RUSSIA & ISRAEL GAS TALKS
Russia's President Vladimir Putin and Israel's Prime Minister Benjamin Netanyahu discussed Russia's role in the Israeli natural gas industry last week at a meeting in Moscow, according to a report on the Russian news website Sputnik.
The meeting, which took place last Thursday at the Kremlin, was accompanied by unconfirmed reports in Israel of aerial incidents between jet fighters from Israel's air force and Russian jet fighters based in Syria. No casualties were reported and the reports were later denied by the Kremlin spokesman. However the reports enabled Netanyahu to present the visit as security-related, with no official mention of no gas discussions.
Putin's interest in Israeli gas is neither secret nor new. In 2012 Russia's Gazprom discussed the possible purchase of a 30% stake in Israel's offshore Leviathan gas field.

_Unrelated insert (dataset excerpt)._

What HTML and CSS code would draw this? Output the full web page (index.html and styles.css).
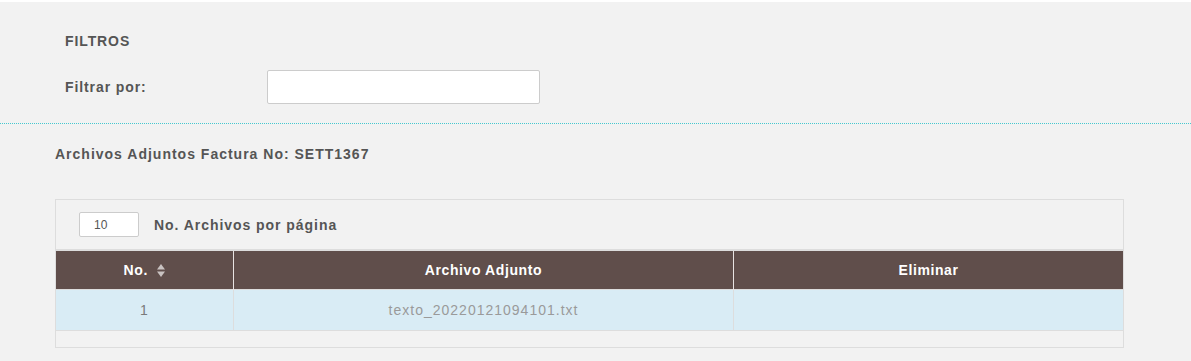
FILE: index.html
```html
<!DOCTYPE html>
<html lang="es">
<head>
    <meta charset="UTF-8">
    <meta name="viewport" content="width=device-width, initial-scale=1.0">
    <title>Archivos Adjuntos</title>
    <link rel="stylesheet" href="styles.css">
</head>
<body>
    <div class="page">
        <div class="filters">
            <h2 class="filters-title">FILTROS</h2>
            <div class="filter-row">
                <label class="filter-label" for="filtro">Filtrar por:</label>
                <input class="filter-input" id="filtro" type="text">
            </div>
        </div>

        <div class="content">
            <h3 class="invoice-title">Archivos Adjuntos Factura No: SETT1367</h3>

            <div class="panel">
                <div class="panel-top">
                    <input class="page-size" type="text" value="10">
                    <span class="page-size-label">No. Archivos por página</span>
                </div>
                <table class="files">
                    <thead>
                        <tr>
                            <th class="col-no">No.
                                <svg class="sort" width="8" height="13" viewBox="0 0 8 13">
                                    <path d="M4 0 L8 5.5 L0 5.5 Z" fill="#c9c2c1"/>
                                    <path d="M0 7.5 L8 7.5 L4 13 Z" fill="#c9c2c1"/>
                                </svg>
                            </th>
                            <th class="col-file">Archivo Adjunto</th>
                            <th class="col-del">Eliminar</th>
                        </tr>
                    </thead>
                    <tbody>
                        <tr>
                            <td>1</td>
                            <td>texto_20220121094101.txt</td>
                            <td></td>
                        </tr>
                    </tbody>
                </table>
                <div class="panel-bottom"></div>
            </div>
        </div>
    </div>
</body>
</html>
```

FILE: styles.css
```css
body, html {
    margin: 0;
    height: 100%;
    background: #ffffff;
    font-family: 'Liberation Sans', Arial, sans-serif;
}

.page {
    margin-top: 2px;
    min-height: 359px;
    background: #f2f2f2;
}

.filters {
    padding: 30px 0 0 65px;
    height: 91px;
    border-bottom: 1px dotted #45c8cf;
}

.filters-title {
    margin: 0;
    font-size: 14px;
    font-weight: bold;
    color: #555555;
    line-height: 18px;
    letter-spacing: 0.9px;
}

.filter-row {
    display: flex;
    align-items: center;
    margin-top: 20px;
}

.filter-label {
    width: 202px;
    font-size: 14px;
    font-weight: bold;
    color: #555555;
    letter-spacing: 0.9px;
}

.filter-input {
    width: 273px;
    height: 34px;
    box-sizing: border-box;
    border: 1px solid #cccccc;
    border-radius: 2px;
    background: #ffffff;
    margin: 0;
}

.content {
    padding: 21px 67px 0 55px;
}

.invoice-title {
    margin: 0;
    font-size: 14px;
    font-weight: bold;
    color: #555555;
    line-height: 18px;
    letter-spacing: 1px;
}

.panel {
    margin-top: 36px;
    border: 1px solid #dddddd;
}

.panel-top {
    display: flex;
    align-items: center;
    box-sizing: border-box;
    height: 51px;
    padding-left: 23px;
    border-bottom: 2px solid #dddddd;
}

.page-size {
    width: 60px;
    height: 25px;
    box-sizing: border-box;
    border: 1px solid #cccccc;
    border-radius: 2px;
    margin: 0 15px 0 0;
    padding: 0 0 0 14px;
    font-family: 'Liberation Sans', Arial, sans-serif;
    font-size: 12px;
    color: #555555;
    background: #ffffff;
}

.page-size-label {
    font-size: 14px;
    font-weight: bold;
    color: #555555;
    letter-spacing: 0.95px;
}

.files {
    width: 100%;
    border-collapse: collapse;
}

.files th {
    background: #604e4b;
    color: #ffffff;
    font-size: 14px;
    font-weight: bold;
    letter-spacing: 0.6px;
    height: 38px;
    padding: 0;
    text-align: center;
    border-left: 1px solid #e8e3e2;
}

.files th:first-child {
    border-left: none;
}

.col-no {
    width: 177px;
}

.col-file {
    width: 499px;
}

.sort {
    vertical-align: -2px;
    margin-left: 5px;
}

.files td {
    background: #d9ecf5;
    color: #9a9a9a;
    font-size: 14px;
    letter-spacing: 1px;
    height: 40px;
    padding: 0;
    text-align: center;
    border-left: 1px solid #dddddd;
    border-top: 1px solid #dddddd;
    border-bottom: 1px solid #dddddd;
}

.files td:first-child {
    border-left: none;
    color: #7a7a7a;
}

.panel-bottom {
    height: 16px;
}
```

In 2013 Gazprom signed a contract to purchase much of the Tamar gas field's production but the contract wasn't approved by Israel's Energy Ministry.
In the last few months, following Russia involvement in the Syrian civil war, there were a few allusions to a renewed interest from Russia in the Israeli gas in order to gain a foothold in the Israeli gas industry. Through its activity in Syria, Russia is now pressing Israel, a long time US ally, to comply with its East Med policies by isolating Turkey in the region and giving Russia a foothold in the East Mediterranean, a great geopolitical tool. For the past four months Israel-Turkey reconciliation talks have been dragging on; Russia opposes this reconciliation.

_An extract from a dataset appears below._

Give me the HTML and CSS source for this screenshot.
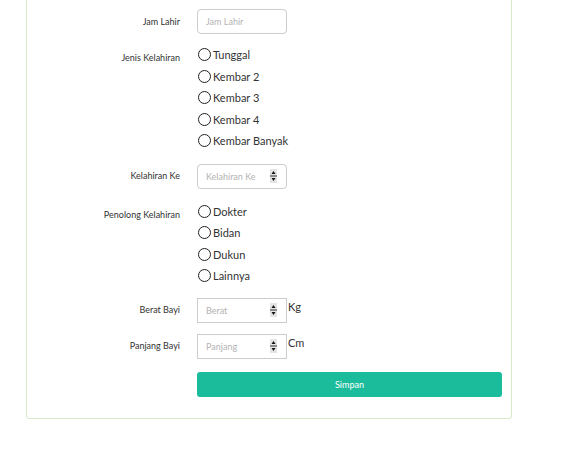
FILE: index.html
```html
<!DOCTYPE html>
<html>
<head>
<meta charset="utf-8">
<link rel="stylesheet" href="styles.css">
</head>
<body>
<div class="card">
  <form class="form">
    <div class="row row-input">
      <label class="lbl">Jam Lahir</label>
      <div class="ctl"><input class="inp rounded" type="text" placeholder="Jam Lahir"></div>
    </div>
    <div class="row row-radio g-10">
      <label class="lbl">Jenis Kelahiran</label>
      <div class="ctl radios">
        <label class="radio"><input type="radio" name="jenis"><span>Tunggal</span></label>
        <label class="radio"><input type="radio" name="jenis"><span>Kembar 2</span></label>
        <label class="radio"><input type="radio" name="jenis"><span>Kembar 3</span></label>
        <label class="radio"><input type="radio" name="jenis"><span>Kembar 4</span></label>
        <label class="radio"><input type="radio" name="jenis"><span>Kembar Banyak</span></label>
      </div>
    </div>
    <div class="row row-input g-12">
      <label class="lbl">Kelahiran Ke</label>
      <div class="ctl"><span class="num"><input class="inp rounded" type="number" placeholder="Kelahiran Ke"><svg class="spin" width="7" height="14" viewBox="0 0 7 14"><rect x="0" y="0" width="7" height="14" fill="#e4e4e4"/><path d="M3.5 2 L5.5 5 L1.5 5 Z" fill="#111"/><rect x="0" y="6.5" width="7" height="1" fill="#333"/><path d="M1.5 9 L5.5 9 L3.5 12 Z" fill="#111"/></svg></span></div>
    </div>
    <div class="row row-radio g-12">
      <label class="lbl">Penolong Kelahiran</label>
      <div class="ctl radios">
        <label class="radio"><input type="radio" name="penolong"><span>Dokter</span></label>
        <label class="radio"><input type="radio" name="penolong"><span>Bidan</span></label>
        <label class="radio"><input type="radio" name="penolong"><span>Dukun</span></label>
        <label class="radio"><input type="radio" name="penolong"><span>Lainnya</span></label>
      </div>
    </div>
    <div class="row row-input g-11">
      <label class="lbl">Berat Bayi</label>
      <div class="ctl unit"><span class="num"><input class="inp" type="number" placeholder="Berat"><svg class="spin" width="7" height="14" viewBox="0 0 7 14"><rect x="0" y="0" width="7" height="14" fill="#e4e4e4"/><path d="M3.5 2 L5.5 5 L1.5 5 Z" fill="#111"/><rect x="0" y="6.5" width="7" height="1" fill="#333"/><path d="M1.5 9 L5.5 9 L3.5 12 Z" fill="#111"/></svg></span><span class="suffix">Kg</span></div>
    </div>
    <div class="row row-input g-11">
      <label class="lbl">Panjang Bayi</label>
      <div class="ctl unit"><span class="num"><input class="inp" type="number" placeholder="Panjang"><svg class="spin" width="7" height="14" viewBox="0 0 7 14"><rect x="0" y="0" width="7" height="14" fill="#e4e4e4"/><path d="M3.5 2 L5.5 5 L1.5 5 Z" fill="#111"/><rect x="0" y="6.5" width="7" height="1" fill="#333"/><path d="M1.5 9 L5.5 9 L3.5 12 Z" fill="#111"/></svg></span><span class="suffix">Cm</span></div>
    </div>
    <div class="row g-13">
      <span></span>
      <div class="ctl"><button type="button" class="btn">Simpan</button></div>
    </div>
  </form>
</div>
</body>
</html>
```

FILE: styles.css
```css
html, body {
  margin: 0;
  padding: 0;
  background: #fff;
  font-family: Lato, "Open Sans", sans-serif;
  color: #333;
}

.card {
  margin: -10px 0 0 26px;
  width: 475px;
  border: 1px solid #d6e9c6;
  border-radius: 3px;
  padding: 18px 9px 21px 0;
}

.form {
  display: flex;
  flex-direction: column;
}

.row {
  display: grid;
  grid-template-columns: 153px 305px;
  column-gap: 17px;
  align-items: start;
}

.row-input {
  align-items: center;
}

.g-10 { margin-top: 10px; }
.g-11 { margin-top: 11px; }
.g-12 { margin-top: 12px; }
.g-13 { margin-top: 13px; }

.lbl {
  text-align: right;
  font-size: 9px;
  line-height: 12px;
  color: #333;
}

.row-radio .lbl {
  padding-top: 8px;
}

.num {
  position: relative;
  display: inline-block;
  width: 90px;
  height: 25px;
}

.spin {
  position: absolute;
  right: 10px;
  top: 5px;
}

.inp {
  box-sizing: border-box;
  display: block;
  width: 90px;
  height: 25px;
  margin: 0;
  border: 1px solid #ccc;
  border-radius: 0;
  padding: 0 6px 0 8px;
  font-family: Lato, sans-serif;
  font-size: 9px;
  color: #555;
  outline: none;
  background: #fff;
  -moz-appearance: textfield;
}

.inp::-webkit-inner-spin-button,
.inp::-webkit-outer-spin-button {
  -webkit-appearance: none;
  margin: 0;
}

.inp.rounded {
  border-radius: 4px;
}

.inp::placeholder {
  color: #b3b3b3;
}

.unit {
  display: flex;
  align-items: flex-start;
}

.suffix {
  font-size: 11px;
  line-height: 17px;
  margin-left: 1px;
  color: #333;
}

.radios {
  display: flex;
  flex-direction: column;
}

.radio {
  display: flex;
  align-items: center;
  height: 21.5px;
  font-size: 11px;
  color: #333;
}

.radio input {
  -webkit-appearance: none;
  appearance: none;
  box-sizing: border-box;
  margin: 0 2px 0 1px;
  width: 13px;
  height: 13px;
  border: 1px solid #222;
  border-radius: 50%;
  background: #fff;
}

.btn {
  display: block;
  width: 305px;
  height: 25px;
  border: none;
  border-radius: 3px;
  background: #1abc9c;
  color: #fff;
  font-family: Lato, sans-serif;
  font-size: 9px;
  cursor: pointer;
}
```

Russian involvement could reduce financial risk for Israeli offshore gas operation and increase the gas fields' security, as Russian allies like Hezbollah in Lebanon or Iran would not target Russian joint ventures. A few months ago, referring to Russia's possible involvement in the Israeli natural gas industry made, Putin told Netanyahu: "We will make sure there will be no provocation against the [Israeli] gas fields by Hezbollah or Hamas. Nobody messes with us." If that were to happen, then Russia would wrest control over the East Med's most important natural gas resources and would maintain Turkey's dependence on Russian natural gas. It also would reduce any European interest in Israeli gas as a partial alternative to Russian gas.
It is still not clear what Netanyahu thinks of this option, however. His government and the opposition contains pro-Russian politicians who might prefer this as a solution that might hasten development of Leviathan. In his visit to Moscow he was accompanied by Zeev Elkin, a Ukrainian-born politician who is currently serving as a minister.
Israel's gas sector has suffered from the global decline in gas prices, from key US developer Noble Energy's financial difficulties, and the rejection last month by the High Court of Justice of the stability clause in the country's natural gas framework. Currently, Gazprom involvement appears as a viable alternative to resuscitating the sector. However Gazprom is a state entity that has also suffered from the downturn in gas prices.
The Leviathan Partnership partners wouldn't object to a partnership with Gazprom, particularly if it would assume the marketing role. Noble is seeking to raise funds by selling some of its holdings in both Tamar and Leviathan, according to media reports this month, and Delek has to sell off its holding in Tamar within six years following the approval of the natural gas regulatory framework. Gazprom might also invest in Tamar and take part in its expansion program.
However, any involvement of the Kremlin through Gazprom in Israel's gas industry would be opposed vigorously by the US administration. During the last few years the Americans have tried, but failed, to broker gas deals between Israel, Egypt, Jordan and Turkey.
Now Putin, through his actions in Syria, is trying to press Israel militarily and lure it economically with gas deals to tow the line of his East Med policies.